В устах учителя английской средней школы подобный ответ показался мне просто невероятным. Вдруг Уэймаус вскочил, как ужаленный. Он внезапно осознал все значение стен. Его лицо приняло страдальческое выражение. Женщина, которую он любит, отгорожена от него стенами вместе со своим мужем! Позади нас пустыня, сотни миль нетронутых, диких песков, и среди них мы люди мыслящие и покорные. Но вот перед нами стены, и мы — вновь люди дикие и чувственные. Как странно! Не знаю, почувствовал ли он эту иронию, но он оставил меня и поспешил в отель.

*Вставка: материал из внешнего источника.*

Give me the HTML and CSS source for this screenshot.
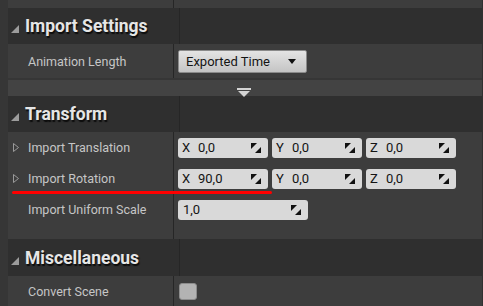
FILE: index.html
```html
<!DOCTYPE html>
<html lang="en">
<head>
    <meta charset="UTF-8">
    <title>Import Options</title>
    <link rel="stylesheet" href="styles.css">
</head>
<body>
    <div class="panel">
        <div class="row row-top">
            <div class="name"></div>
            <div class="value"></div>
        </div>

        <div class="cat-header">
            <span class="cat-arrow"></span>
            <span class="cat-title">Import Settings</span>
            <span class="cat-split"></span>
        </div>
        <div class="row row-tall">
            <div class="name">Animation Length</div>
            <div class="value">
                <div class="combo">
                    <span>Exported Time</span>
                    <span class="combo-arrow"></span>
                </div>
            </div>
        </div>
        <div class="advanced">
            <svg width="14" height="9" viewBox="0 0 14 9"><rect x="0" y="0" width="14" height="2" fill="#d4d4d4"/><polygon points="1,3 13,3 7,9" fill="#d4d4d4"/></svg>
        </div>

        <div class="cat-header">
            <span class="cat-arrow"></span>
            <span class="cat-title">Transform</span>
            <span class="cat-split"></span>
        </div>
        <div class="row">
            <div class="name"><svg class="expander" width="6" height="9" viewBox="0 0 6 9"><polygon points="0.5,0.5 5.5,4.5 0.5,8.5"/></svg>Import Translation</div>
            <div class="value">
                <div class="num"><span class="axis">X</span>0,0<svg class="spin" width="10" height="10" viewBox="0 0 10 10"><polygon points="0,0 6,0 0,6"/><polygon points="10,4 10,10 4,10"/></svg></div>
                <div class="num"><span class="axis">Y</span>0,0<svg class="spin" width="10" height="10" viewBox="0 0 10 10"><polygon points="0,0 6,0 0,6"/><polygon points="10,4 10,10 4,10"/></svg></div>
                <div class="num"><span class="axis">Z</span>0,0<svg class="spin" width="10" height="10" viewBox="0 0 10 10"><polygon points="0,0 6,0 0,6"/><polygon points="10,4 10,10 4,10"/></svg></div>
            </div>
        </div>
        <div class="row">
            <div class="name"><svg class="expander" width="6" height="9" viewBox="0 0 6 9"><polygon points="0.5,0.5 5.5,4.5 0.5,8.5"/></svg>Import Rotation</div>
            <div class="value">
                <div class="num"><span class="axis">X</span>90,0<svg class="spin" width="10" height="10" viewBox="0 0 10 10"><polygon points="0,0 6,0 0,6"/><polygon points="10,4 10,10 4,10"/></svg></div>
                <div class="num"><span class="axis">Y</span>0,0<svg class="spin" width="10" height="10" viewBox="0 0 10 10"><polygon points="0,0 6,0 0,6"/><polygon points="10,4 10,10 4,10"/></svg></div>
                <div class="num"><span class="axis">Z</span>0,0<svg class="spin" width="10" height="10" viewBox="0 0 10 10"><polygon points="0,0 6,0 0,6"/><polygon points="10,4 10,10 4,10"/></svg></div>
            </div>
        </div>
        <div class="row">
            <div class="name">Import Uniform Scale</div>
            <div class="value">
                <div class="num num-wide">1,0<svg class="spin" width="10" height="10" viewBox="0 0 10 10"><polygon points="0,0 6,0 0,6"/><polygon points="10,4 10,10 4,10"/></svg></div>
            </div>
        </div>
        <div class="row row-spacer">
            <div class="name"></div>
            <div class="value"></div>
        </div>

        <div class="cat-header cat-misc">
            <span class="cat-arrow"></span>
            <span class="cat-title">Miscellaneous</span>
            <span class="cat-split"></span>
        </div>
        <div class="row">
            <div class="name">Convert Scene</div>
            <div class="value">
                <div class="checkbox"></div>
            </div>
        </div>
    </div>

    <div class="underline"></div>
</body>
</html>
```

FILE: styles.css
```css
body {
    margin: 0;
    background: #363636;
    font-family: Roboto, "Liberation Sans", sans-serif;
    overflow: hidden;
}

.panel {
    margin-left: 8px;
    width: 474px;
    border-right: 1px solid #303030;
}

.row {
    display: flex;
    height: 31px;
    background: #3d3d3d;
}

.row-top {
    height: 8px;
}

.row-tall {
    height: 34px;
}

.row-spacer {
    height: 14px;
}

.name {
    width: 165px;
    display: flex;
    align-items: center;
    padding-left: 20px;
    box-sizing: border-box;
    color: #c6c6c6;
    font-size: 12.5px;
}

.value {
    flex: 1;
    display: flex;
    align-items: center;
    gap: 4px;
    padding-left: 4px;
    border-left: 1px solid #262626;
}

.expander {
    margin-left: -15px;
    margin-right: 9px;
    fill: none;
    stroke: #9a9a9a;
    stroke-width: 1;
}

.cat-header {
    display: flex;
    align-items: center;
    height: 36px;
    background: #2f2f2f;
}

.cat-misc {
    height: 37px;
}

.cat-arrow {
    width: 0;
    height: 0;
    margin-left: 3px;
    margin-top: 6px;
    border-bottom: 8px solid #9c9c9c;
    border-left: 8px solid transparent;
}

.cat-title {
    width: 154px;
    padding-left: 6px;
    color: #e6e6e6;
    font-size: 17.5px;
    font-weight: bold;
    text-shadow: 1px 2px 1px #0c0c0c;
}

.cat-split {
    align-self: stretch;
    border-left: 1px solid #262626;
}

.combo {
    width: 129px;
    height: 23px;
    box-sizing: border-box;
    display: flex;
    align-items: center;
    justify-content: space-between;
    padding: 0 10px 0 7px;
    background: linear-gradient(#e4e4e4, #c4c4c4);
    border: 1px solid #8a8a8a;
    border-radius: 2px;
    color: #141414;
    font-size: 13px;
}

.combo-arrow {
    border-left: 4px solid transparent;
    border-right: 4px solid transparent;
    border-top: 5px solid #111;
}

.advanced {
    margin-top: 2px;
    height: 16px;
    box-sizing: border-box;
    padding: 2px 0 0 229px;
    background: #434343;
}

.num {
    width: 90px;
    height: 20px;
    box-sizing: border-box;
    display: flex;
    align-items: center;
    padding: 0 7px 0 4px;
    background: #d9d9d9;
    border-radius: 3px;
    color: #141414;
    font-size: 13px;
}

.num-wide {
    width: 130px;
    padding-left: 5px;
}

.axis {
    width: 16px;
}

.spin {
    margin-left: auto;
    fill: #111;
}

.checkbox {
    width: 18px;
    height: 17px;
    margin-left: 1px;
    box-sizing: border-box;
    background: #b3b3b3;
    border: 1px solid #8c8c8c;
    border-radius: 3px;
}

.underline {
    position: absolute;
    left: 12px;
    top: 191px;
    width: 260px;
    height: 3px;
    background: #ff0000;
    border-radius: 2px;
}
```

Я посидел еще немного наедине с загадкой древности, чувствуя, что она гораздо проще, чем загадка, которая представилась сейчас всем нам. Потом я пошел за Уэймаусом. Может быть, материальные соображения сыграют свою роль? В конце концов эти четверо должны жить — смогут ли они не считаться с реальными условиями? Элен Радолин не имеет никаких средств; у Уэймауса есть его должность школьного учителя и сбережения в несколько сот фунтов; у Джесси Уэймаус отец — отставной полковник, а у Радолина — акции в банке.

Ночь, проведенная за стенами, имела свои последствия. На следующий день Радолин увез жену в Гелиополис. Уэймаусы остались в Мэна-Хаусе; через три дня они должны были отплыть в Англию.

Помню, я думал тогда: «Ну вот, дело и не дошло до крайности. То был мираж в пустыне, и он рассеется, как мираж, никакой любви-молнии не бывает». Однако я ехал в Гелиополис, снедаемый каким-то болезненным любопытством.

По дороге я испытывал что-то вроде разочарования. Элен Радолин католичка, а Фрэнк Уэймаус — английский джентльмен. Эти два обстоятельства должны были пресечь то, что мне и хотелось бы предотвратить. И все-таки во всех нас таится любовь к романтическому или, скорее, к трагическому.

Потом Радолины уехали. Утром они отбыли в Константинополь. Я сидел в восточном холле, где началась эта история, и попивал турецкий кофе, а перед глазами вставали они все — мой приятель Уэймаус, вялый и инертный, его веселенькая, кокетливая жена, этот славный малый Радолин, Элен, молчаливая, с прозрачно-зелеными глазами, слегка воспаленными, словно от слез. А мимо меня сновали берберийцы в белых одеждах; какие-то греки разговаривали с подозрительного вида дамами; слышался гортанный говор немцев; оркестр тянул модное танго. Ничто здесь не изменилось, перемена коснулась лишь тех, кто вставал в моей памяти.